What's Changing in How Therapies Get Tested

Some parts of the system are starting to adapt to these new realities, particularly in how therapies get tested before they reach human trials.

One shift is in preclinical testing. Yu says there is growing momentum toward human organoid models as an alternative to animal testing. Organoids are micro-organs containing all of the cell types of a particular organ, organized in a similar fashion to the human organ. "You can test disease models in those organoids and test the safety," he said. "For instance, you can test liver organoids and look for liver toxicities of certain drugs through that kind of model."

Yu sees this as a way to reduce the cost of preclinical work while improving how well results predict what will happen in humans, which is where the majority of clinical trials currently fall apart.

On the trial design side, Inbarr's company is using AI to simulate clinical trials before they run. QuantHealth has simulated over 350 clinical trials with 85 percent accuracy. "We can basically walk into any clinical trial design team or process and immediately help them validate and test out different clinical hypotheses and make the best decision for their trial," he said.

Competing Globally

Biotech companies are also contending with the fact that clinical trials are increasingly moving to other countries. China in particular has become a hub for early human trials, offering access to large patient populations at lower cost.

"There are a lot of drugs coming out of China that have gone through the first human trials, and that have generated enough excitement to be taken up by large pharma companies in the U.S.," Yu said. "And that's sort of been one of the models of low cost and efficient generation of human data."
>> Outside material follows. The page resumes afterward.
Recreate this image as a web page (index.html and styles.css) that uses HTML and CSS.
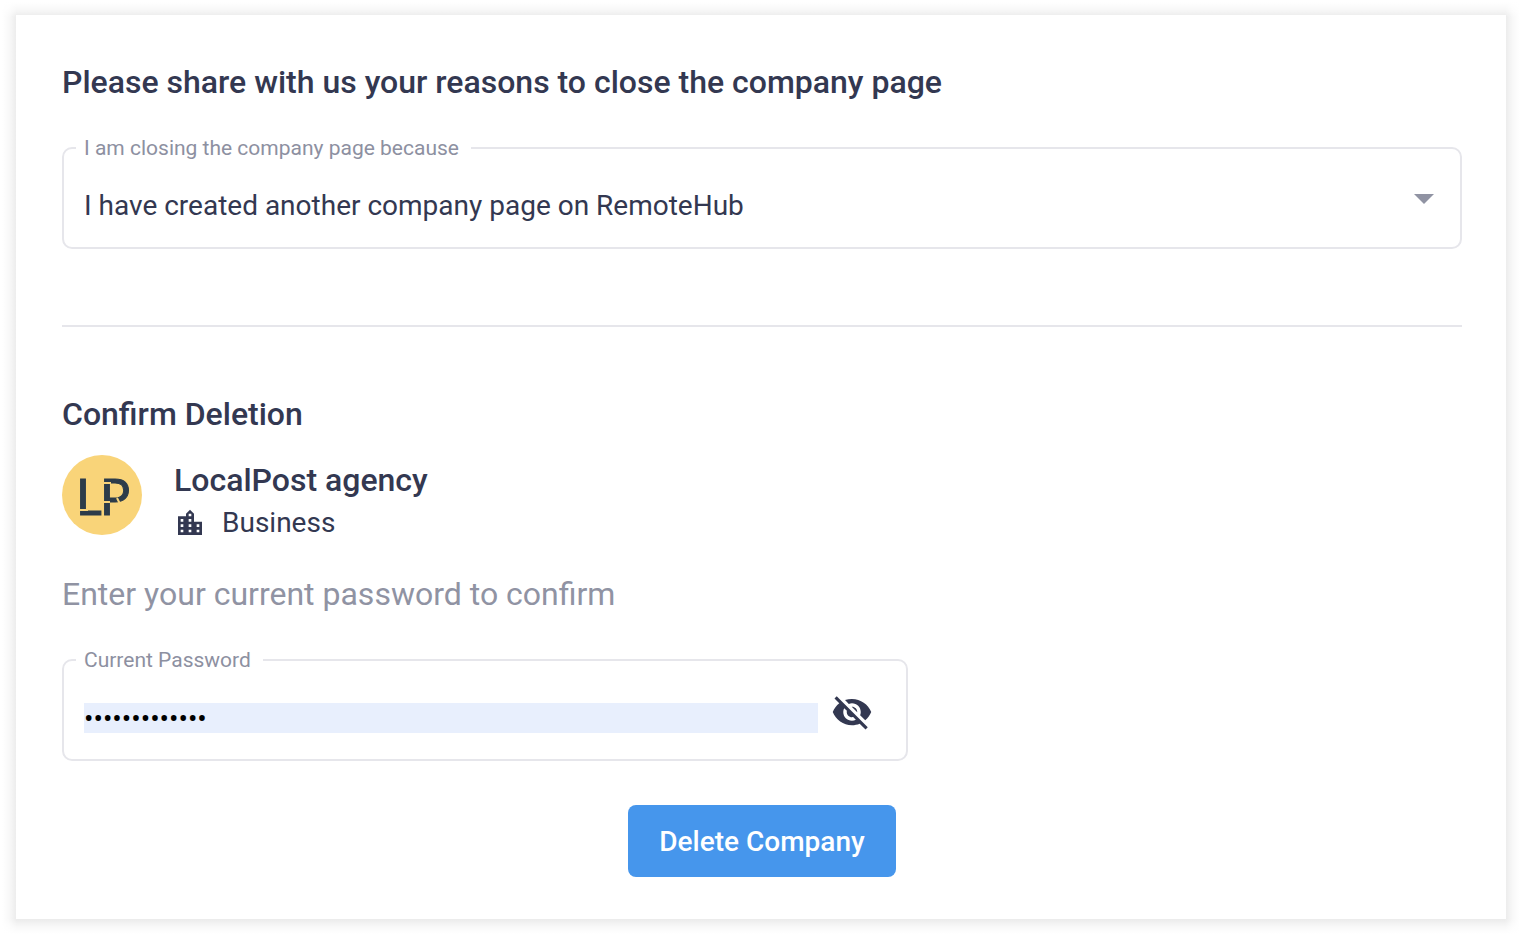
FILE: index.html
```
<!DOCTYPE html>
<html lang="en">
<head>
    <meta charset="UTF-8">
    <meta name="viewport" content="width=device-width, initial-scale=1.0">
    <title>Close company page</title>
    <link rel="stylesheet" href="styles.css">
</head>

<body>

    <div class="page">
    <form class="card">
        <h2>Please share with us your reasons to close the company page</h2>

        <!-- Reason -->
        <fieldset class="field">
            <legend><label for="reason">I am closing the company page because</label></legend>
            <div class="field-row">
                <select id="reason" class="field-select">
                    <option>I have created another company page on RemoteHub</option>
                </select>
                <svg class="arrow" viewBox="0 0 20 10" aria-hidden="true">
                    <path d="M0 0h20L10 10z"/>
                </svg>
            </div>
        </fieldset>

        <hr>

        <!-- Confirmation -->
        <h2>Confirm Deletion</h2>

        <div class="company">
            <svg class="avatar" viewBox="0 0 80 80" role="img" aria-label="LocalPost agency logo">
                <circle cx="40" cy="40" r="40" fill="#f9d479"/>
                <text class="avatar-text" x="14" y="60">L</text>
                <text class="avatar-text" x="38" y="60">P</text>
                <!-- stencil cuts -->
                <path d="M17 55h9M42 28h7M42 47h6M55 43l4 8" stroke="#f9d479" stroke-width="2"/>
            </svg>
            <div>
                <h3>LocalPost agency</h3>
                <div class="company-type">
                    <svg class="city" viewBox="0 0 24 24" aria-hidden="true">
                        <path d="M15 11V5l-3-3-3 3v2H3v14h18V11h-6zm-8 8H5v-2h2v2zm0-4H5v-2h2v2zm0-4H5V9h2v2zm6 8h-2v-2h2v2zm0-4h-2v-2h2v2zm0-4h-2V9h2v2zm0-4h-2V5h2v2zm6 12h-2v-2h2v2zm0-4h-2v-2h2v2z"/>
                    </svg>
                    <span>Business</span>
                </div>
            </div>
        </div>

        <p class="hint">Enter your current password to confirm</p>

        <fieldset class="field field-password">
            <legend><label for="password">Current Password</label></legend>
            <div class="field-row">
                <input type="password" id="password" class="field-input" value="localpost2021">
                <button type="button" class="toggle" aria-label="Show password">
                    <svg viewBox="0 0 24 24" aria-hidden="true">
                        <path d="M12 7c2.76 0 5 2.24 5 5 0 .65-.13 1.26-.36 1.83l2.92 2.92c1.51-1.26 2.7-2.89 3.43-4.75-1.73-4.39-6-7.5-11-7.5-1.4 0-2.74.25-3.98.7l2.16 2.16C10.74 7.13 11.35 7 12 7zM2 4.27l2.28 2.28.46.46C3.08 8.3 1.78 10.02 1 12c1.73 4.39 6 7.5 11 7.5 1.55 0 3.03-.3 4.38-.84l.42.42L19.73 22 21 20.73 3.27 3 2 4.27zM7.53 9.8l1.55 1.55c-.05.21-.08.43-.08.65 0 1.66 1.34 3 3 3 .22 0 .44-.03.65-.08l1.55 1.55c-.67.33-1.41.53-2.2.53-2.76 0-5-2.24-5-5 0-.79.2-1.53.53-2.2zm4.31-.78l3.15 3.15.02-.16c0-1.66-1.34-3-3-3l-.17.01z"/>
                    </svg>
                </button>
            </div>
        </fieldset>

        <button type="submit" class="delete-btn">Delete Company</button>
    </form>
    </div>

</body>
</html>
```
FILE: styles.css
```
* {
    box-sizing: border-box;
}
body {
    margin: 0;
    background-color: #fff;
    color: #333851;
    font-family: Roboto, Arial, sans-serif;
}
/* soft grey edge around the card */
.page {
    padding: 15px 16px 17px;
    background:
        linear-gradient(to right, #fff 2px, rgba(255, 255, 255, 0.7) 9px, transparent 17px, transparent calc(100% - 17px), rgba(255, 255, 255, 0.7) calc(100% - 9px), #fff calc(100% - 2px)),
        linear-gradient(to bottom, #fff 2px, rgba(255, 255, 255, 0.7) 9px, transparent 17px, transparent calc(100% - 17px), rgba(255, 255, 255, 0.7) calc(100% - 9px), #fff calc(100% - 2px)),
        #ebebeb;
}
.card {
    display: flex;
    flex-direction: column;
    padding: 47px 44px 42px 46px;
    background-color: #fff;
}
h2, h3 {
    margin: 0;
    font-size: 32px;
    font-weight: 500;
    line-height: 40px;
}
.field {
    min-width: 0;
    margin: 33px 0 0;
    padding: 0 34px 0 12px;
    border: 2px solid #e6e6eb;
    border-radius: 10px;
}
.field legend {
    padding: 0 12px 0 8px;
    color: #8d90a1;
    font-size: 21px;
    line-height: 26px;
}
.field-row {
    display: flex;
    align-items: center;
    height: 86px;
    padding: 4px 0 0 8px;
}
.field-select {
    flex: 1;
    min-width: 0;
    height: 38px;
    margin-bottom: 2px;
    padding: 0;
    border: none;
    outline: none;
    appearance: none;
    background: none;
    color: #333851;
    font-family: inherit;
    font-size: 28px;
    cursor: pointer;
}
.arrow {
    width: 20px;
    height: 10px;
    margin: 0 -8px 14px 0;
    fill: #9093a3;
    pointer-events: none;
}
hr {
    width: 100%;
    margin: 76px 0 67px;
    border: none;
    border-top: 2px solid #e6e6eb;
}
.company {
    display: flex;
    gap: 32px;
    margin-top: 21px;
}
.avatar {
    width: 80px;
    height: 80px;
}
.avatar-text {
    fill: #2d3c4a;
    stroke: #2d3c4a;
    font-family: Lato, sans-serif;
    font-size: 50px;
}
.company h3 {
    margin-top: 5px;
}
.company-type {
    display: flex;
    align-items: center;
    gap: 16px;
    margin-top: 3px;
    font-size: 28px;
    line-height: 40px;
}
.city {
    width: 32px;
    height: 32px;
    fill: #333851;
}
.hint {
    margin: 31px 0 0;
    color: #9093a3;
    font-size: 32px;
    line-height: 40px;
}
.field-password {
    width: 60.4%;
}
.field-input {
    flex: 1;
    min-width: 0;
    height: 30px;
    padding: 0;
    border: none;
    outline: none;
    background-color: #e8effd;
    color: #000;
    font-family: inherit;
    font-size: 28px;
}
.toggle {
    width: 42px;
    height: 42px;
    margin: 0 -1px 12px 13px;
    padding: 0;
    border: none;
    background: none;
    cursor: pointer;
}
.toggle svg {
    display: block;
    fill: #333851;
}
.delete-btn {
    align-self: center;
    height: 72px;
    margin-top: 44px;
    padding: 0 31px;
    border: none;
    border-radius: 8px;
    background-color: #4696ec;
    color: #fff;
    font-family: inherit;
    font-size: 28px;
    font-weight: 500;
    cursor: pointer;
}
.delete-btn:hover {
    background-color: #3182da;
}
```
To compete, Yu is helping build something new: a consortium of academic medical centers, co-led by Cedars-Sinai and the Mayo Clinic, that includes Stanford, Cleveland Clinic, Rutgers, and Vanderbilt. The model centralizes IRB approval, pools patient volume across institutions, and runs investigator-initiated trials at lower cost.

"It will take this novel type of a collaboration between academic centers and biotech companies to come up with these types of strategies to increase the scale of clinical trials and decrease the cost so that we're competitive with out-of-country networks," he said.

Klett adds that where trials run is only part of the problem. Clinical trials measure success against specific biological markers or patient outcomes that determine whether a drug actually works. Choose the wrong ones and a promising therapy can look like a failure. "It's hard to prove a drug works if you're measuring the wrong thing and it's not predictive. Picking the right endpoints is crucial."

As U.S. funding contracts, other countries are building the clinical infrastructure to absorb the work that American labs can no longer afford to do. The stakes extend beyond any single therapy or company. "How can a country that empowered small biotech companies to pioneer CAR T cell therapies, checkpoint inhibitors, gene therapies, and the COVID-19 vaccine remain at the forefront of biomedical innovation if we continue down this path?" Yu said. "American science has never thrived on certainty; it thrives on resilience, grit, and vision. We must preserve the ecosystem that enables innovation before we lose the momentum that once made us a global leader in medical breakthroughs."